- Stored data -

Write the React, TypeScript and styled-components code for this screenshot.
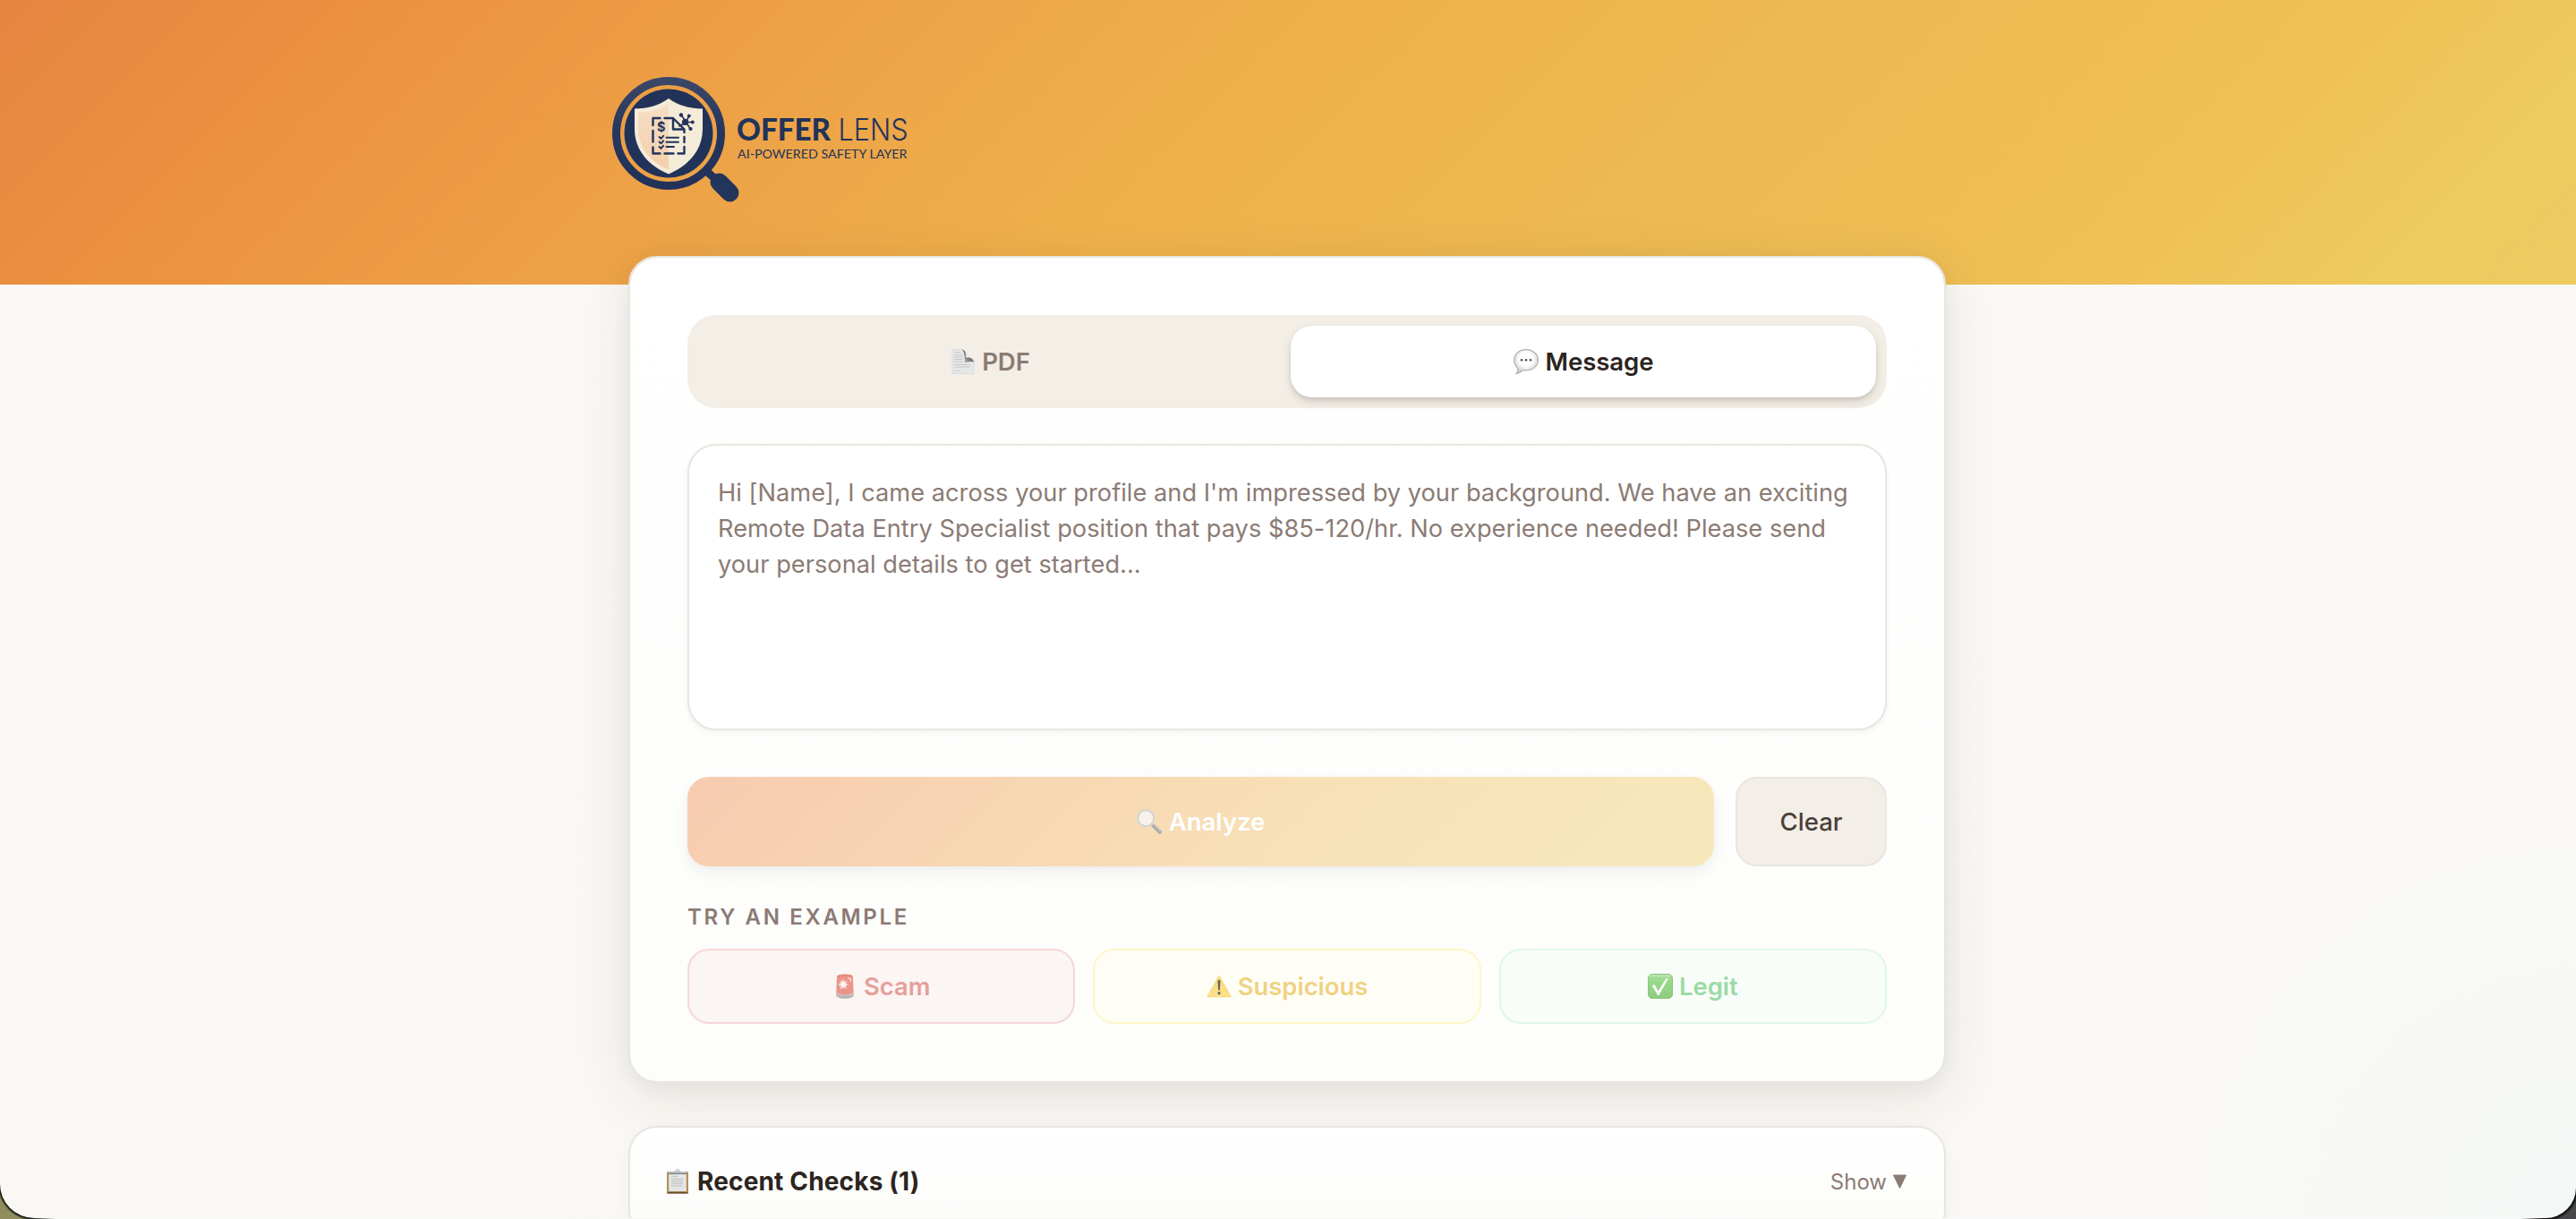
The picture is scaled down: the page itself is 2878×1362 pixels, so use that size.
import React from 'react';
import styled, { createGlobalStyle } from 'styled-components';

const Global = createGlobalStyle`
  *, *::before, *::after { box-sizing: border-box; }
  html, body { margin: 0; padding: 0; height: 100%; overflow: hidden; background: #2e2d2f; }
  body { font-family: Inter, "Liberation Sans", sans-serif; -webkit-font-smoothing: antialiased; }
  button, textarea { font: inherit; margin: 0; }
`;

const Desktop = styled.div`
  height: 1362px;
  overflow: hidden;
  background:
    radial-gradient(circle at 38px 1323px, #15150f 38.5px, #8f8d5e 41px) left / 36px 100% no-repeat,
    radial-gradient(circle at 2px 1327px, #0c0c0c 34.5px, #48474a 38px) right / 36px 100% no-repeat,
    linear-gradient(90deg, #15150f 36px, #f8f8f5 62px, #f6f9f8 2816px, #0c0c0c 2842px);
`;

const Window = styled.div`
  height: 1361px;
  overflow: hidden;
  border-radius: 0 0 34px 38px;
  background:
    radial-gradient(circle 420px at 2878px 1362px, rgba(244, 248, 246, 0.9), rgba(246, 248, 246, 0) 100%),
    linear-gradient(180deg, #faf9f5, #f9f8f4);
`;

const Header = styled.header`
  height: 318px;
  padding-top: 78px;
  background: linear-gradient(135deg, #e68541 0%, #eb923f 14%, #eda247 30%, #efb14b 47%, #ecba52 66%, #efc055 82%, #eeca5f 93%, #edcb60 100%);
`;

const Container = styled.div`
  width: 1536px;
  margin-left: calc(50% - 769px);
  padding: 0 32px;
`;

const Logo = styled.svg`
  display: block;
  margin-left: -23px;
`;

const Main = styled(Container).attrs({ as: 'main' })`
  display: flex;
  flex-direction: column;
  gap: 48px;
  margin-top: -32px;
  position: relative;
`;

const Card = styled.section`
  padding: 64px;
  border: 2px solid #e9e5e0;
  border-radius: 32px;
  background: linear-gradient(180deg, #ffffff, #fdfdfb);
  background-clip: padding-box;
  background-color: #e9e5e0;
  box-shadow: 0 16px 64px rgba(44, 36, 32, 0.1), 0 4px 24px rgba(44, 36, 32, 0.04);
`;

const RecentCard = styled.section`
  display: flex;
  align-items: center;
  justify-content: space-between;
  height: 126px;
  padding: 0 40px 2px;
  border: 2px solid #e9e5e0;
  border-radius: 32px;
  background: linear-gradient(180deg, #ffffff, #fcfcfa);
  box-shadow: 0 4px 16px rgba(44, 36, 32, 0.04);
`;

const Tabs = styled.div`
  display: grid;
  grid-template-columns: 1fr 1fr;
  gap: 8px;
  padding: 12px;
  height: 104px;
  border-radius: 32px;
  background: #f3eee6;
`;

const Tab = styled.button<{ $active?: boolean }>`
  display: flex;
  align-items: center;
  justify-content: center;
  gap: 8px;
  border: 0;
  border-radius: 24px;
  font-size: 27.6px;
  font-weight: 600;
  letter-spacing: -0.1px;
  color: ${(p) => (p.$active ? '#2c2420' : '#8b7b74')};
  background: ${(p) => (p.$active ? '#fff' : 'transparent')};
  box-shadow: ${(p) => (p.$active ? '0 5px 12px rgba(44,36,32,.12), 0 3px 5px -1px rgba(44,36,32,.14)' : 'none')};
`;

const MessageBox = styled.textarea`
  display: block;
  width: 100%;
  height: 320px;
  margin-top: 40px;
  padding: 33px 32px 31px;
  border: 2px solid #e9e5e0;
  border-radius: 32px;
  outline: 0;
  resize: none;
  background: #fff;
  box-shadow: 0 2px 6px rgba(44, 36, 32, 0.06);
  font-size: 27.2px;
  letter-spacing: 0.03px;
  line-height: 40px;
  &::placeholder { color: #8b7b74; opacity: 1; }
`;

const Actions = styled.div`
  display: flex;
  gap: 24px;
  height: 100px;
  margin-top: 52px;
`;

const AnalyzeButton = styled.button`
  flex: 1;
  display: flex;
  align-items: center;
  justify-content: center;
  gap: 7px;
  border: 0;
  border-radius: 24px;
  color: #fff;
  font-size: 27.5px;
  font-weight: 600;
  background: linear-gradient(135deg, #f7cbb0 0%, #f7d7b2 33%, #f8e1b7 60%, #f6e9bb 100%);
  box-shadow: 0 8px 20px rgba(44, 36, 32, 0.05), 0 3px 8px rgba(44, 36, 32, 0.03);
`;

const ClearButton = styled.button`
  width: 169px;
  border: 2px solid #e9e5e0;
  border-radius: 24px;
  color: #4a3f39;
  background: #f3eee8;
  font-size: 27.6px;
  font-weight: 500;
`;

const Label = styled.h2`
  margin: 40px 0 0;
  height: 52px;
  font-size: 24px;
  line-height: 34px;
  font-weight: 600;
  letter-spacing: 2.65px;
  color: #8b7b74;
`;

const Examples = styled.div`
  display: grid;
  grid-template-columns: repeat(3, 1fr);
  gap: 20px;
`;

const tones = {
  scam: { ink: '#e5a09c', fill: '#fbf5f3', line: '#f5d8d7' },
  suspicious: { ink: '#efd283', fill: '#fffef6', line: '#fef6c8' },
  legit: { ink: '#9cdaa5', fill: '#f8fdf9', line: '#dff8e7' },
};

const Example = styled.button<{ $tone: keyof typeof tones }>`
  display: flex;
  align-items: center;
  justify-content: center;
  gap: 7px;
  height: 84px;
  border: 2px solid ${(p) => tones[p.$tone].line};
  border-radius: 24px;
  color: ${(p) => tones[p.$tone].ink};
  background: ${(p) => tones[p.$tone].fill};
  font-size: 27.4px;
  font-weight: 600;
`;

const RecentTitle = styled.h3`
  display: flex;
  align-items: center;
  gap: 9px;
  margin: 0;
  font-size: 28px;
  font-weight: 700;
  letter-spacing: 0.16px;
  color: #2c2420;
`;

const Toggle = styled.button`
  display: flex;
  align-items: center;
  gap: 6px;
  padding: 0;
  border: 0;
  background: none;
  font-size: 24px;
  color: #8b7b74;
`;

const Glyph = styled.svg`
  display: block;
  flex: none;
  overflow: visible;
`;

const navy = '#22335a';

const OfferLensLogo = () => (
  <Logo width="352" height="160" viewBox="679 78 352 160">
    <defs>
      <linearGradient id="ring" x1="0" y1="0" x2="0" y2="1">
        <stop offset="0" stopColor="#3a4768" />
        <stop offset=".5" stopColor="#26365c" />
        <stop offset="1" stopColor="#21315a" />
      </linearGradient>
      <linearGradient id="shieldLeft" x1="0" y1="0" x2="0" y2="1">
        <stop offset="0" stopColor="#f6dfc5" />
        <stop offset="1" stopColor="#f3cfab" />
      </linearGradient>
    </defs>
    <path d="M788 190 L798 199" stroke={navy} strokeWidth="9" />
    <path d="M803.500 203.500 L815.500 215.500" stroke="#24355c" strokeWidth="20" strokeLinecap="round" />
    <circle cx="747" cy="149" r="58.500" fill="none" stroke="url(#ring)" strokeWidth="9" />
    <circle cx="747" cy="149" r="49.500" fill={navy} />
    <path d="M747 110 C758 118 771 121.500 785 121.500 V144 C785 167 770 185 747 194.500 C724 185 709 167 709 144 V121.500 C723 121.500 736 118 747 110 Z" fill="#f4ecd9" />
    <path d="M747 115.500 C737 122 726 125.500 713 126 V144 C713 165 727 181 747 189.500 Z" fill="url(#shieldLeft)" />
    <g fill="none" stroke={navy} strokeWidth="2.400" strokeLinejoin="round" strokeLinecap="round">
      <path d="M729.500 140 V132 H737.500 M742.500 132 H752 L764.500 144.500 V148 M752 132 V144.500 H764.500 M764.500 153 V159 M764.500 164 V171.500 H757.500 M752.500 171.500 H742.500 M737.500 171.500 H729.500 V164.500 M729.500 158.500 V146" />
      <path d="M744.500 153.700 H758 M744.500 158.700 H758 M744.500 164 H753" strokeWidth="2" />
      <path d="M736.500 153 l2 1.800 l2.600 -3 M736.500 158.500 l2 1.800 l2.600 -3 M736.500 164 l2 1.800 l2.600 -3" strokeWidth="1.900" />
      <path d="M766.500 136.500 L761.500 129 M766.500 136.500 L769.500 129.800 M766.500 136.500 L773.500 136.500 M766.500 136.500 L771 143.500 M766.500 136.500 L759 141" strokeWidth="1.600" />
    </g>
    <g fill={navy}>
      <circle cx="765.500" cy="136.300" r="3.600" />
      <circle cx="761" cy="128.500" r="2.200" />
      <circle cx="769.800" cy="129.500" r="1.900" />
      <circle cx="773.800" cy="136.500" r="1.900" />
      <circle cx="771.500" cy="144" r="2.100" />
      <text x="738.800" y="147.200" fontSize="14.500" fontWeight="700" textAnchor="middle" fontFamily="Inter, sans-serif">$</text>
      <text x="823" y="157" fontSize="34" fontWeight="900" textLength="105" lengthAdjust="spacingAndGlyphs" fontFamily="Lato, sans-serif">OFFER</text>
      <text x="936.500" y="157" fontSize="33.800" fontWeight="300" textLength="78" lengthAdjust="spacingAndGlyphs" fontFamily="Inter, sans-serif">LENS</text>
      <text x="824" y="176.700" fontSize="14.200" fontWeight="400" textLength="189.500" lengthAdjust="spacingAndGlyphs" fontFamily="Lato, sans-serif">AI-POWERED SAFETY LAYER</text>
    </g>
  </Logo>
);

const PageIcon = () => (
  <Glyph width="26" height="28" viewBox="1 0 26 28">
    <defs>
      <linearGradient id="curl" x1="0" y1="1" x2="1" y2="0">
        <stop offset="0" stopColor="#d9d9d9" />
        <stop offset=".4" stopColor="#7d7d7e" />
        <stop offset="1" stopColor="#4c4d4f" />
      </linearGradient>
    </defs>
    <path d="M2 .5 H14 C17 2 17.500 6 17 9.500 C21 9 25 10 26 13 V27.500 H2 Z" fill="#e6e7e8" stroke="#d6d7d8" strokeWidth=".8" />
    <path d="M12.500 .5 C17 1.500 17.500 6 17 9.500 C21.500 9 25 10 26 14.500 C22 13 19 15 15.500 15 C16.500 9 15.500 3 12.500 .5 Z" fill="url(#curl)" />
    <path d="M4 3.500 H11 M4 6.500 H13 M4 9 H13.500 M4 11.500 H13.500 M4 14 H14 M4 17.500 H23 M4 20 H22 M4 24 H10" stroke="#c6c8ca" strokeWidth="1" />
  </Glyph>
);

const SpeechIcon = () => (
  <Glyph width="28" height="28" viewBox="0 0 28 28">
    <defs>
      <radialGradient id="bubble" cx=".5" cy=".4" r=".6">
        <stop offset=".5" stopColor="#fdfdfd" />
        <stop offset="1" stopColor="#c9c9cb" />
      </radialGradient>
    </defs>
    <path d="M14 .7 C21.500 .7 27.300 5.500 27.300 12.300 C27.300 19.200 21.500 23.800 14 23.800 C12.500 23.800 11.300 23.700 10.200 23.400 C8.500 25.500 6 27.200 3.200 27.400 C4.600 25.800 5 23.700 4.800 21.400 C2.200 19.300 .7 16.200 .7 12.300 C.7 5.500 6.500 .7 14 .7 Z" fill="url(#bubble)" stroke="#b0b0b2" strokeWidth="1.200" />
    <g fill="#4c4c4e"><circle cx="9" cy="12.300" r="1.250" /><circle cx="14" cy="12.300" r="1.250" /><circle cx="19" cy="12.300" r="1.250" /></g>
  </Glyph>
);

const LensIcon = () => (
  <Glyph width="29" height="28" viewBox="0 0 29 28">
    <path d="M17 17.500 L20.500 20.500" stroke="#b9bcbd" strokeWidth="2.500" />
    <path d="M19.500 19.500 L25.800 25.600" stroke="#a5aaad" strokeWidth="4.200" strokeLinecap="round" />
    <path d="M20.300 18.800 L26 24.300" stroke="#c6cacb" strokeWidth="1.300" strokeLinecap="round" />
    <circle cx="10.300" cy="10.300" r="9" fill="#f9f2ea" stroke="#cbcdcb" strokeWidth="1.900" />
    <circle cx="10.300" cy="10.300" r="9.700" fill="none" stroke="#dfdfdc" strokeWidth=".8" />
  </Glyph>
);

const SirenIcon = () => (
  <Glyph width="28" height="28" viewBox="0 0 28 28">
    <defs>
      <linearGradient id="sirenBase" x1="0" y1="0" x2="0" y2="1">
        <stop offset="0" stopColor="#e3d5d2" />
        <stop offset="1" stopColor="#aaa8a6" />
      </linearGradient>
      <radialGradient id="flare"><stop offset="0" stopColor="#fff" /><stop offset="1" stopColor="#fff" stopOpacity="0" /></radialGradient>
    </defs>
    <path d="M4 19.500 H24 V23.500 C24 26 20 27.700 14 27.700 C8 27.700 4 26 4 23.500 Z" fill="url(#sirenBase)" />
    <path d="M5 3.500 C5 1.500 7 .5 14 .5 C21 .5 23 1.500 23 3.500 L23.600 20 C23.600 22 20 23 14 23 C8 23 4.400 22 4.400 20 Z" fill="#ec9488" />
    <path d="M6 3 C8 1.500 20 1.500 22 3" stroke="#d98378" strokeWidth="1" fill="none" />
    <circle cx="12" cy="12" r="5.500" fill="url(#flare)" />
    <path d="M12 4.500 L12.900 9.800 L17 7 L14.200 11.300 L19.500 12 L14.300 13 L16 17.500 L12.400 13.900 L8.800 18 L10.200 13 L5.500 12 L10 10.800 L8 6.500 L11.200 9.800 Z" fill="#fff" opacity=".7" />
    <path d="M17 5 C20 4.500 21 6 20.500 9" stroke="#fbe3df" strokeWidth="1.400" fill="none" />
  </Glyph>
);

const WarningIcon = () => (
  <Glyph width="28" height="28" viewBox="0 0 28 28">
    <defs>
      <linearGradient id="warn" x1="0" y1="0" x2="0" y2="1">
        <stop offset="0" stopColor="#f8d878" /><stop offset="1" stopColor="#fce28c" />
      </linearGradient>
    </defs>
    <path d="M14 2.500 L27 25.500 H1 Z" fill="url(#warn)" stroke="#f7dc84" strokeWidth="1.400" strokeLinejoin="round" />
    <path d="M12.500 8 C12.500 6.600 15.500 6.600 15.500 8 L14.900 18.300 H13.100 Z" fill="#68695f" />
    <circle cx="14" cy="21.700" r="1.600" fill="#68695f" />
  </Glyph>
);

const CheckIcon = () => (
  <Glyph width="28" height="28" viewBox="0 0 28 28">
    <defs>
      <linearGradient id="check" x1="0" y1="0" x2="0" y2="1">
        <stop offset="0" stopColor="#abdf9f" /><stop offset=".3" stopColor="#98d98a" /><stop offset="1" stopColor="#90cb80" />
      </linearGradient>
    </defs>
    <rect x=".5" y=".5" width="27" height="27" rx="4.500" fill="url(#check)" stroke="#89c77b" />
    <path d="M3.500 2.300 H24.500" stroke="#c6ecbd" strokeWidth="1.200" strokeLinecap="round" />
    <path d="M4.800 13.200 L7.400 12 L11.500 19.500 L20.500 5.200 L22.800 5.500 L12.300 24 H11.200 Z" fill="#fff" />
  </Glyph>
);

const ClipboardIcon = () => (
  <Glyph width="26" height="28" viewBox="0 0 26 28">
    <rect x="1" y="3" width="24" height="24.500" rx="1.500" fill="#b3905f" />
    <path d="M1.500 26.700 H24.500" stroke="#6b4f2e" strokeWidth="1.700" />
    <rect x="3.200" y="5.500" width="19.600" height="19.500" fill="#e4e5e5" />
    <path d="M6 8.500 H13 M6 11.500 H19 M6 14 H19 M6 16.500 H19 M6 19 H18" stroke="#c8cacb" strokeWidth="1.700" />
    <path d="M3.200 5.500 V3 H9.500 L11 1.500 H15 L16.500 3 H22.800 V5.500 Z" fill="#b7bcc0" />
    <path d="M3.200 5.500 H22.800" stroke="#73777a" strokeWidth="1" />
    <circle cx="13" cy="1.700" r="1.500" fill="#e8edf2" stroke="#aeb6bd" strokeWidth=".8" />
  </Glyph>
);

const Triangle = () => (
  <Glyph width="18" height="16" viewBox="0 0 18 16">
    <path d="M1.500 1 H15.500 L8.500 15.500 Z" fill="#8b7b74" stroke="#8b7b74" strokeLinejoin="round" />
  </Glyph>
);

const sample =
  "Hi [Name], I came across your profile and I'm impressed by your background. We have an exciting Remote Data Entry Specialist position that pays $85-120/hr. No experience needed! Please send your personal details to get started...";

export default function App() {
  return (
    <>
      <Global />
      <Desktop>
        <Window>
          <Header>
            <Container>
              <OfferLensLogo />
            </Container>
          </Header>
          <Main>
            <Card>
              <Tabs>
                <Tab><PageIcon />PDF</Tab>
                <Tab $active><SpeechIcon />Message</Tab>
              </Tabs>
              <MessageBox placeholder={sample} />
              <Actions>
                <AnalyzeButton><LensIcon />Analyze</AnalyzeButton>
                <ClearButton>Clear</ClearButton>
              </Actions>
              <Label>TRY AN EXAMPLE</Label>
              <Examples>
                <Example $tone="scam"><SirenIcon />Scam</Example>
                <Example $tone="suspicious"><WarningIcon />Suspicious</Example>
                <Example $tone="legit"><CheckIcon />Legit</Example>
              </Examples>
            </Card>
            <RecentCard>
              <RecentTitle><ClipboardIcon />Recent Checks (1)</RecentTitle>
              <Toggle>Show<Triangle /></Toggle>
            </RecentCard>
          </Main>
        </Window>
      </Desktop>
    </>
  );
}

- What is expected -
Show every line above in which the word "components" occurs.

- Correct answer -
Write the React, TypeScript and styled-components code for this screenshot.
import styled, { createGlobalStyle } from 'styled-components';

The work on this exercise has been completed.